Data excerpt:
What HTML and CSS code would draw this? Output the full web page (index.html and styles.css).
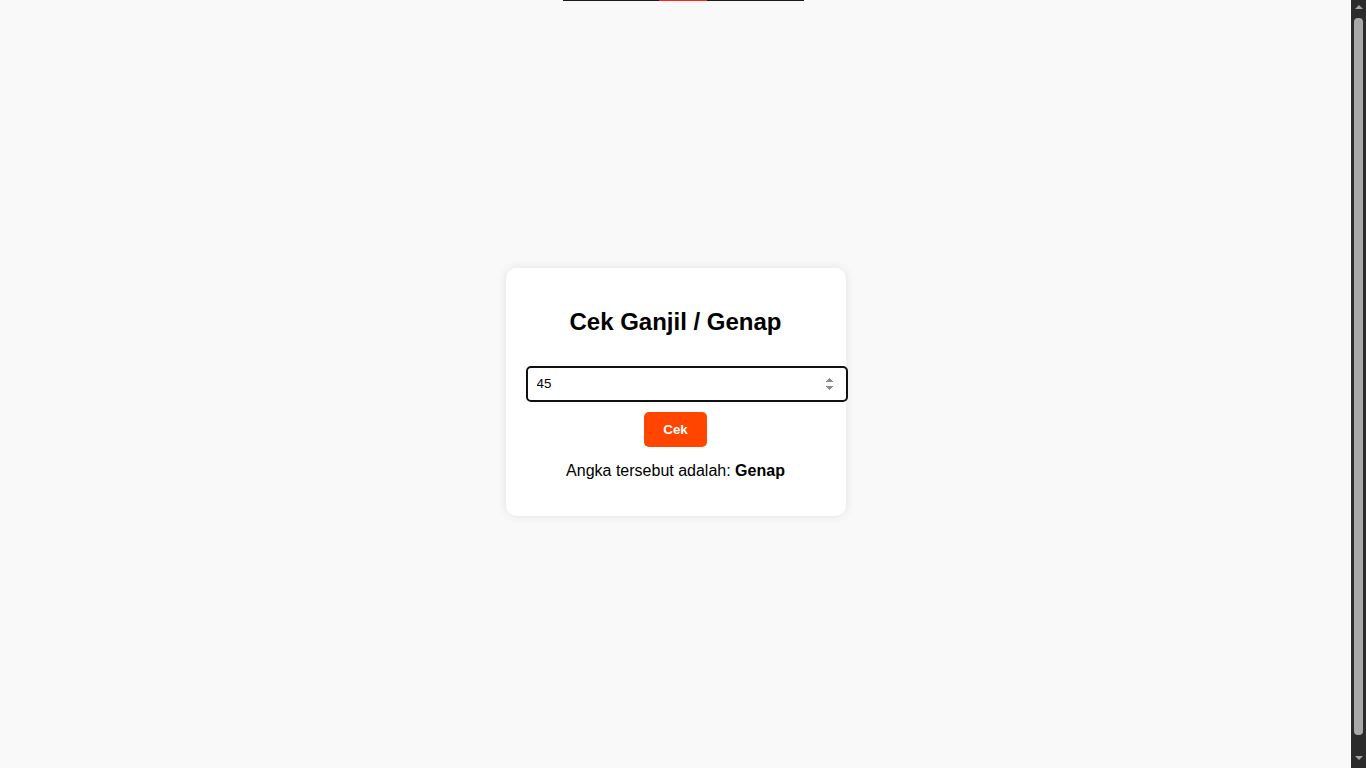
FILE: index.html
```html
<!DOCTYPE html>
<html lang="id">
<head>
<meta charset="utf-8">
<title>Cek Ganjil / Genap</title>
<link rel="stylesheet" href="styles.css">
</head>
<body>
<div class="topline"><span class="seg-dark"></span><span class="seg-red"></span><span class="seg-dark2"></span></div>
<div class="card">
  <h2 class="title">Cek Ganjil / Genap</h2>
  <input class="num" type="number" value="45" autofocus>
  <button class="btn" type="button">Cek</button>
  <p class="result">Angka tersebut adalah: <strong>Genap</strong></p>
</div>
<div class="scrollbar" aria-hidden="true">
  <span class="sb-arrow sb-up"></span>
  <span class="sb-thumb"></span>
  <span class="sb-arrow sb-down"></span>
</div>
</body>
</html>
```

FILE: styles.css
```css
html {
  background: #f9f9f9;
  overflow: hidden;
}
body {
  margin: 8px 23px 8px 8px;
  height: 100vh;
  display: flex;
  justify-content: center;
  align-items: center;
  background: #f9f9f9;
  font-family: "Liberation Sans", Arial, sans-serif;
  color: #000;
}
.topline {
  position: absolute;
  top: 0;
  left: 563px;
  height: 1px;
  display: flex;
}
.seg-dark { width: 96px; background: #1a1a1a; }
.seg-red { width: 48px; background: #ff2020; }
.seg-dark2 { width: 97px; background: #1a1a1a; }
.card {
  width: 300px;
  padding: 20px;
  background: #fff;
  border-radius: 10px;
  box-shadow: 0 0 10px rgba(0, 0, 0, 0.1);
  text-align: center;
}
.title {
  font-size: 24px;
  font-weight: bold;
  margin: 20px 0 30px;
}
.num {
  display: block;
  width: 100%;
  padding: 10px;
  font-family: "Liberation Sans", Arial, sans-serif;
  font-size: 13.33px;
  border: 1px solid #ccc;
  border-radius: 5px;
  margin: 0;
  box-sizing: content-box;
  height: 14px;
  line-height: 14px;
  text-align: left;
  color: #000;
}
.num:focus {
  outline: none;
  border: 2px solid #101010;
  padding: 9px;
}
.btn {
  margin-top: 10px;
  padding: 10px 19px;
  background: #ff4500;
  color: #fff;
  border: none;
  border-radius: 5px;
  font-family: "Liberation Sans", Arial, sans-serif;
  font-size: 13.33px;
  font-weight: bold;
  line-height: 15px;
}
.result {
  font-size: 16px;
  margin: 15px 0 16px;
}
.scrollbar {
  position: fixed;
  top: 0;
  right: 0;
  width: 15px;
  height: 100vh;
  background: #2b2b2b;
  display: flex;
  flex-direction: column;
  align-items: center;
  box-sizing: border-box;
  padding: 5px 0 8px;
}
.sb-arrow {
  width: 0;
  height: 0;
  border-left: 4px solid transparent;
  border-right: 4px solid transparent;
}
.sb-up {
  border-bottom: 4px solid #a3a3a3;
}
.sb-down {
  border-top: 4px solid #a3a3a3;
}
.sb-thumb {
  width: 9px;
  flex: 1;
  margin: 9px 0 21px;
  background: #a8a8a8;
  border-radius: 4px;
}
```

Work to complete:
Leave the pictures out and output the rest of the listing exactly.

Exercise answer:
What HTML and CSS code would draw this? Output the full web page (index.html and styles.css).
FILE: index.html
```html
<!DOCTYPE html>
<html lang="id">
<head>
<meta charset="utf-8">
<title>Cek Ganjil / Genap</title>
<link rel="stylesheet" href="styles.css">
</head>
<body>
<div class="topline"><span class="seg-dark"></span><span class="seg-red"></span><span class="seg-dark2"></span></div>
<div class="card">
  <h2 class="title">Cek Ganjil / Genap</h2>
  <input class="num" type="number" value="45" autofocus>
  <button class="btn" type="button">Cek</button>
  <p class="result">Angka tersebut adalah: <strong>Genap</strong></p>
</div>
<div class="scrollbar" aria-hidden="true">
  <span class="sb-arrow sb-up"></span>
  <span class="sb-thumb"></span>
  <span class="sb-arrow sb-down"></span>
</div>
</body>
</html>
```

FILE: styles.css
```css
html {
  background: #f9f9f9;
  overflow: hidden;
}
body {
  margin: 8px 23px 8px 8px;
  height: 100vh;
  display: flex;
  justify-content: center;
  align-items: center;
  background: #f9f9f9;
  font-family: "Liberation Sans", Arial, sans-serif;
  color: #000;
}
.topline {
  position: absolute;
  top: 0;
  left: 563px;
  height: 1px;
  display: flex;
}
.seg-dark { width: 96px; background: #1a1a1a; }
.seg-red { width: 48px; background: #ff2020; }
.seg-dark2 { width: 97px; background: #1a1a1a; }
.card {
  width: 300px;
  padding: 20px;
  background: #fff;
  border-radius: 10px;
  box-shadow: 0 0 10px rgba(0, 0, 0, 0.1);
  text-align: center;
}
.title {
  font-size: 24px;
  font-weight: bold;
  margin: 20px 0 30px;
}
.num {
  display: block;
  width: 100%;
  padding: 10px;
  font-family: "Liberation Sans", Arial, sans-serif;
  font-size: 13.33px;
  border: 1px solid #ccc;
  border-radius: 5px;
  margin: 0;
  box-sizing: content-box;
  height: 14px;
  line-height: 14px;
  text-align: left;
  color: #000;
}
.num:focus {
  outline: none;
  border: 2px solid #101010;
  padding: 9px;
}
.btn {
  margin-top: 10px;
  padding: 10px 19px;
  background: #ff4500;
  color: #fff;
  border: none;
  border-radius: 5px;
  font-family: "Liberation Sans", Arial, sans-serif;
  font-size: 13.33px;
  font-weight: bold;
  line-height: 15px;
}
.result {
  font-size: 16px;
  margin: 15px 0 16px;
}
.scrollbar {
  position: fixed;
  top: 0;
  right: 0;
  width: 15px;
  height: 100vh;
  background: #2b2b2b;
  display: flex;
  flex-direction: column;
  align-items: center;
  box-sizing: border-box;
  padding: 5px 0 8px;
}
.sb-arrow {
  width: 0;
  height: 0;
  border-left: 4px solid transparent;
  border-right: 4px solid transparent;
}
.sb-up {
  border-bottom: 4px solid #a3a3a3;
}
.sb-down {
  border-top: 4px solid #a3a3a3;
}
.sb-thumb {
  width: 9px;
  flex: 1;
  margin: 9px 0 21px;
  background: #a8a8a8;
  border-radius: 4px;
}
```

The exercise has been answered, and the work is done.